Tesla’s profit margin per vehicle for Q3 2022 was eight times what Toyota brought in, an analysis from Nikkei Asia shows. Tesla reported $3.29 billion net profit in Q3, while Toyota said it made $3.15 billion in the same time frame. There’s more to the story, though.
Toyota was caught in the middle of several scenarios that required unforeseen spending. For example, Toyota was plagued with high operating costs as electricity prices skyrocketed, and relatively predictable material cost increases also contributed to monumental spending in Q3. In all, Toyota’s financial spending pushed operating profits down just over $3 billion.

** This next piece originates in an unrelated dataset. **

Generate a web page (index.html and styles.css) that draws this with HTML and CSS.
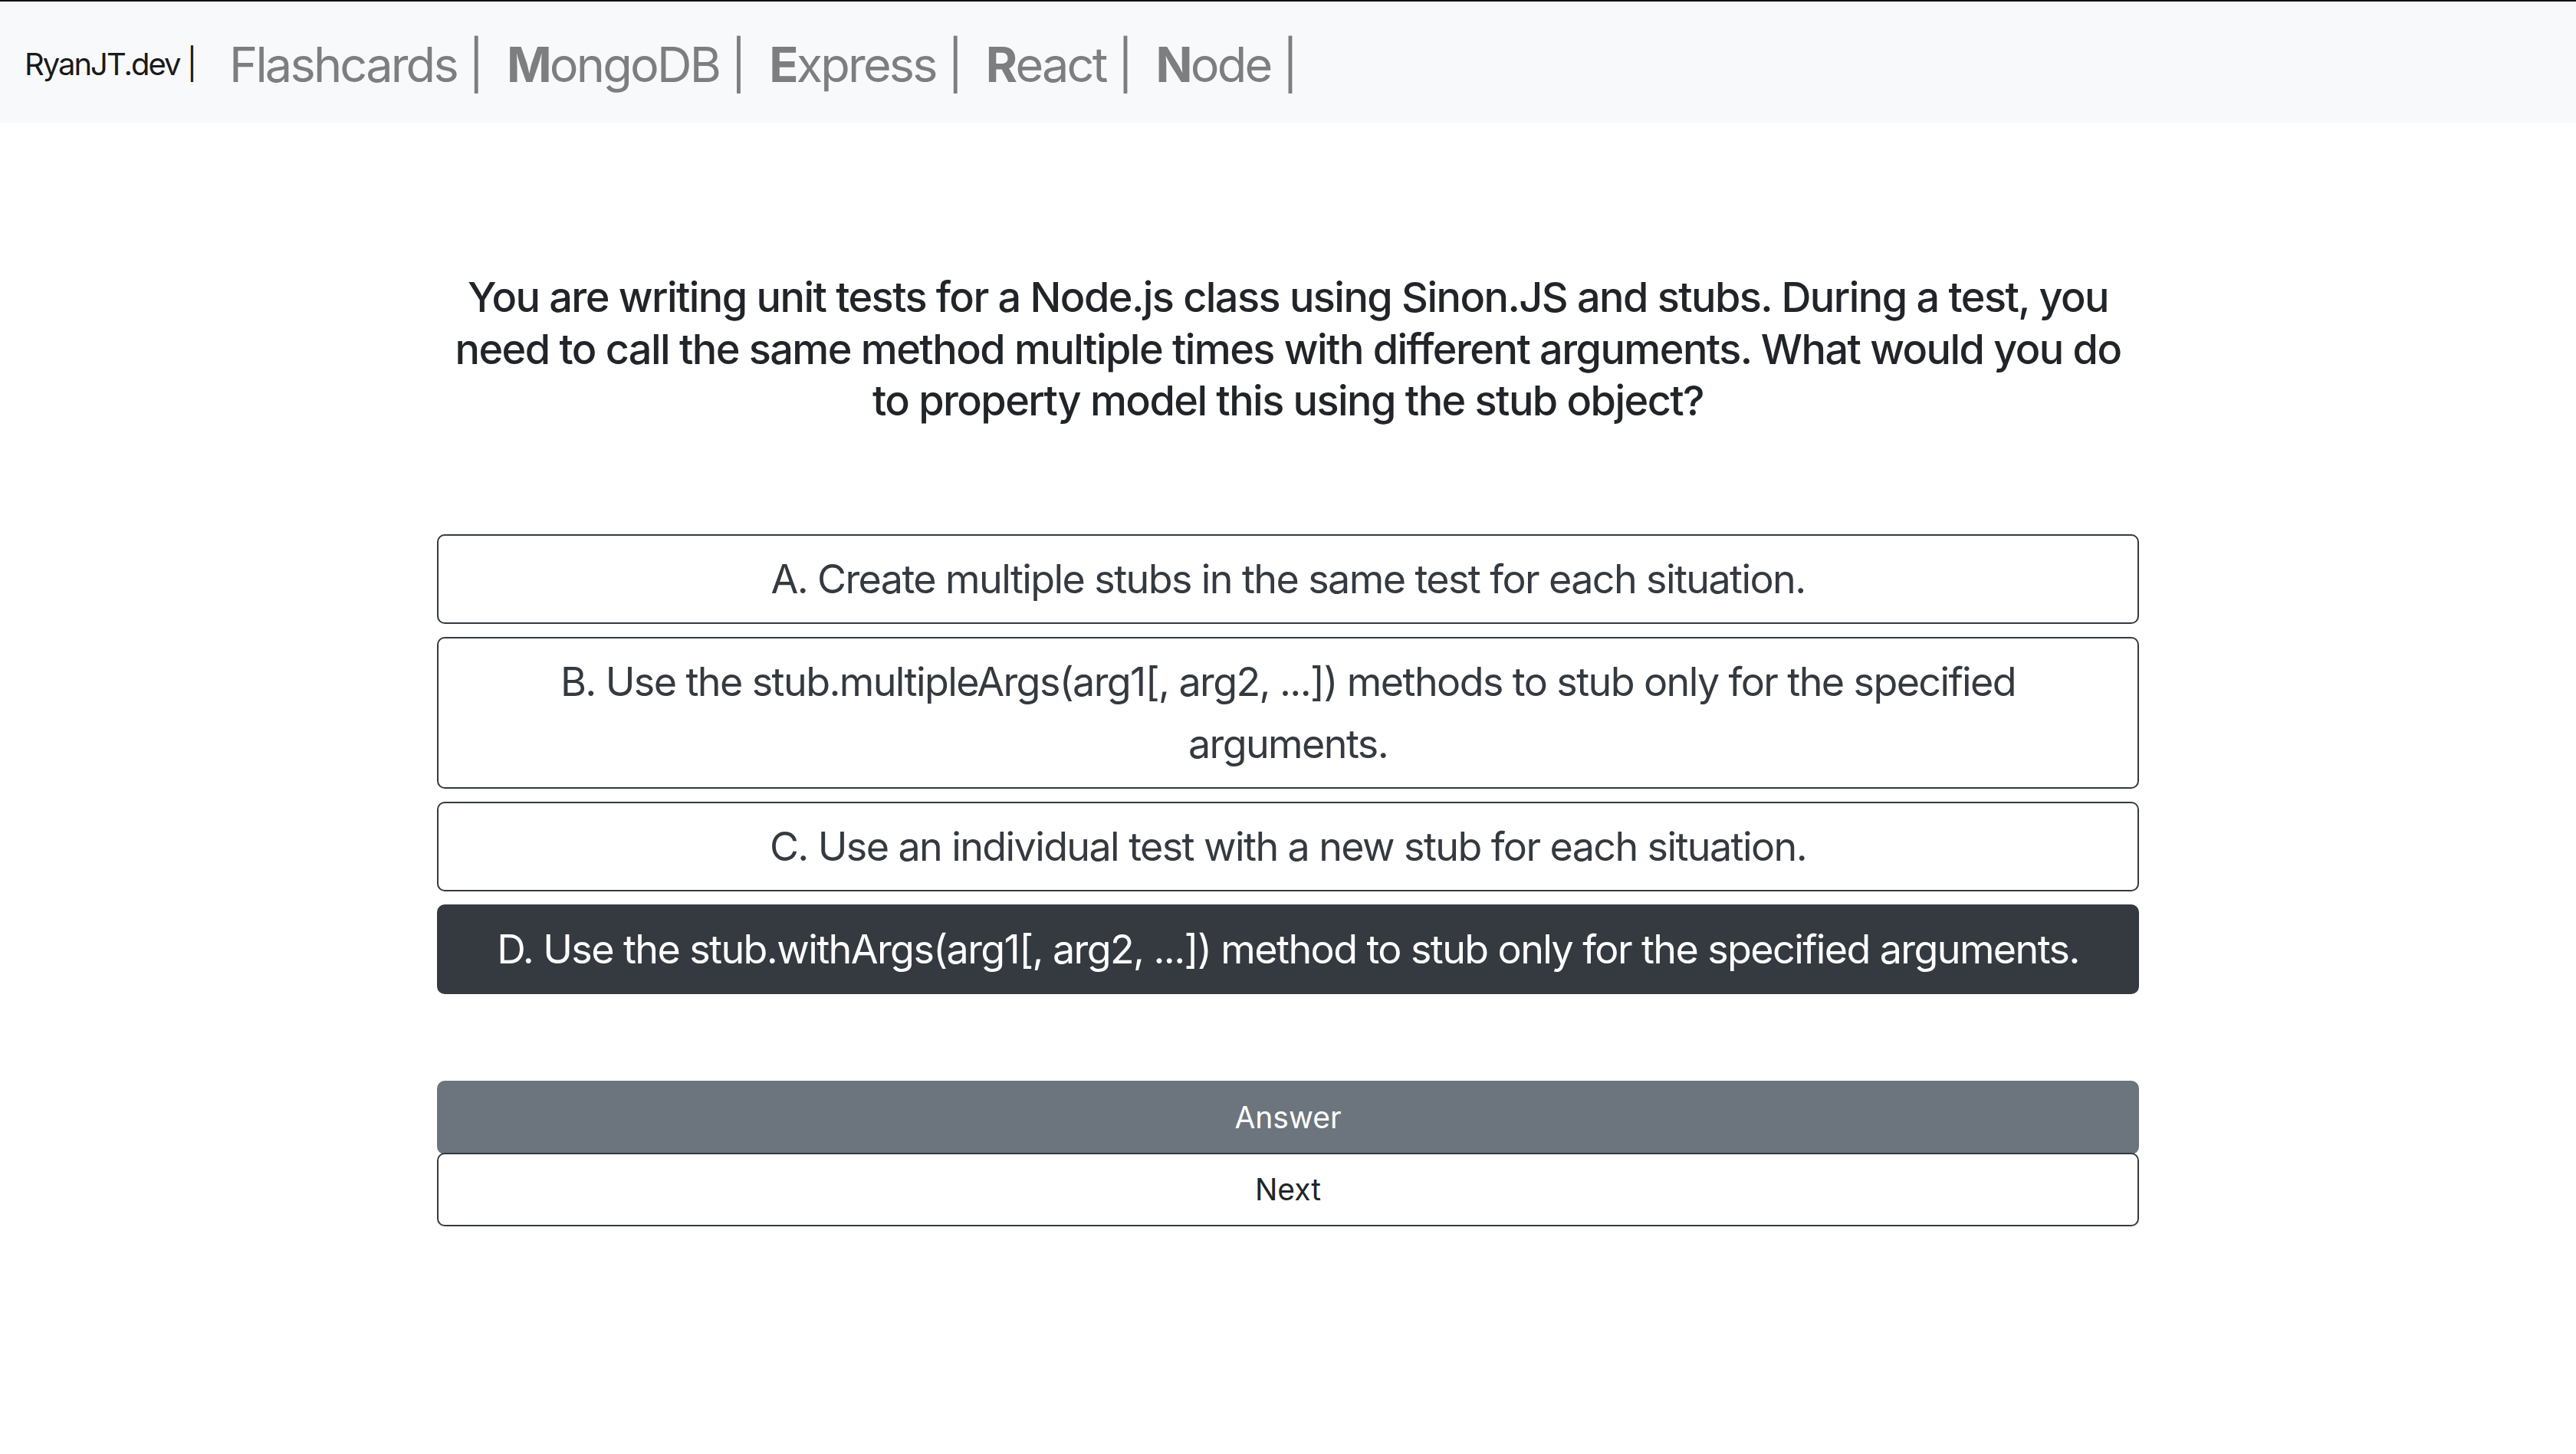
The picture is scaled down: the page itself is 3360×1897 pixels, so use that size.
FILE: index.html
```html
<!DOCTYPE html>
<html lang="en">
<head>
<meta charset="utf-8">
<title>RyanJT.dev Flashcards</title>
<link rel="stylesheet" href="styles.css">
</head>
<body>
<nav class="navbar">
  <a class="brand" href="#">RyanJT.dev |</a>
  <ul class="nav">
    <li><a class="nav-link" href="#">Flashcards |</a></li>
    <li><a class="nav-link" href="#"><b>M</b>ongoDB |</a></li>
    <li><a class="nav-link" href="#"><b>E</b>xpress |</a></li>
    <li><a class="nav-link" href="#"><b>R</b>eact |</a></li>
    <li><a class="nav-link" href="#"><b>N</b>ode |</a></li>
  </ul>
</nav>
<main class="container">
  <h3 class="question">You are writing unit tests for a Node.js class using Sinon.JS and stubs. During a test, you need to call the same method multiple times with different arguments. What would you do to property model this using the stub object?</h3>
  <div class="options">
    <button class="option">A. Create multiple stubs in the same test for each situation.</button>
    <button class="option">B. Use the stub.multipleArgs(arg1[, arg2, ...]) methods to stub only for the specified arguments.</button>
    <button class="option">C. Use an individual test with a new stub for each situation.</button>
    <button class="option selected">D. Use the stub.withArgs(arg1[, arg2, ...]) method to stub only for the specified arguments.</button>
  </div>
  <div class="actions">
    <button class="btn answer">Answer</button>
    <button class="btn next">Next</button>
  </div>
</main>
</body>
</html>
```
FILE: styles.css
```css
* { box-sizing: border-box; }
html, body {
  margin: 0;
  padding: 0;
  background: #fff;
  font-family: Inter, "Noto Sans", "Liberation Sans", sans-serif;
  color: #212529;
}
.navbar {
  display: flex;
  align-items: center;
  background: #f8f9fa;
  border-top: 2px solid #111;
  padding: 18px 32px 12px;
}
.brand {
  font-size: 40px;
  line-height: 60px;
  color: #1a1a1a;
  text-decoration: none;
  margin-right: 28px;
  letter-spacing: -2px;
}
.nav {
  display: flex;
  list-style: none;
  margin: 0;
  padding: 0;
}
.nav-link {
  display: block;
  padding: 16px 16px;
  font-size: 63px;
  line-height: 96px;
  color: #7d7e7f;
  text-decoration: none;
  letter-spacing: -2.8px;
}
.nav-link b { font-weight: 700; }
.container {
  width: 2280px;
  margin: 0 auto;
  padding: 0 30px;
}
.question {
  margin: 194px 0 0;
  font-size: 54px;
  line-height: 67.5px;
  font-weight: 500;
  text-align: center;
  letter-spacing: -1.55px;
  color: #212529;
}
.options {
  display: flex;
  flex-direction: column;
  gap: 17px;
  margin-top: 140px;
}
.option {
  display: block;
  width: 100%;
  font-family: inherit;
  font-size: 52px;
  line-height: 81px;
  padding: 16px 30px;
  border: 2px solid #343a40;
  border-radius: 10px;
  background: #fff;
  color: #343a40;
  text-align: center;
  letter-spacing: -1.6px;
}
.option.selected {
  background: #343a40;
  color: #fff;
}
.actions {
  display: flex;
  flex-direction: column;
  margin-top: 113px;
}
.btn {
  display: block;
  width: 100%;
  font-family: inherit;
  font-size: 39px;
  line-height: 60px;
  padding: 16px 32px;
  border: 2px solid #6c757d;
  border-radius: 10px;
  text-align: center;
}
.answer {
  background: #6c757d;
  color: #fff;
}
.next {
  background: #fff;
  border-color: #343a40;
  color: #212529;
  margin-top: -2px;
}
```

This is not to say that Tesla has not refined its manufacturing processes and spending to reach world-class levels. For years, Tesla has been known to have some of the best profitability margins on its vehicles in various markets. In China, gross margins for the Model 3 and Model Y reached as high as 39 and 29.4 percent, respectively. Tesla has continued this globally, with its automotive gross margin of 27.9 percent in Q3, unchanged from Q2.
The company’s highest gross margin in the past year was 32.9 percent, which occurred in Q1 2022.
Tesla is on scale much smaller than Toyota. In 2021, Tesla delivered almost exactly one-tenth of the cars that Toyota did on a global scale. Tesla reported 936,000 deliveries for the year, while Toyota’s 9.51 million units were enough to make it the best-selling car company of 2021.
However, on a quarterly basis, comparing Tesla to Toyota in the three months from July to September, Toyota sold 7.6 times as many cars as Tesla. This is where the financials come into play and where Tesla’s profit margin is really impressive.
Nikkei Asia’s analysis shows Tesla made $9,570 per vehicle during Q3, enough to make Tesla more profitable per vehicle than any other manufacturer on the planet. However, the report states this is unconfirmed. Toyota made only around $1,200 per vehicle.
“The biggest factor behind Tesla’s profit growth is sales volume, then prices hikes and a rise in self-driving software sales,” an analyst at SBI Securities said.
Cutting operating costs is not out of line or uncommon for Tesla. Recently, the company started trimming expenditures in China by ditching flashy showrooms and swapping them out for multi-purpose facilities instead. In terms of manufacturing, the Giga Press revolutionized vehicle castings for the company by eliminating parts, improving production time, and increasing efficiency.
Tesla’s unique stance on vertical integration has also led to reductions in overall spending, leading to more profitability per vehicle.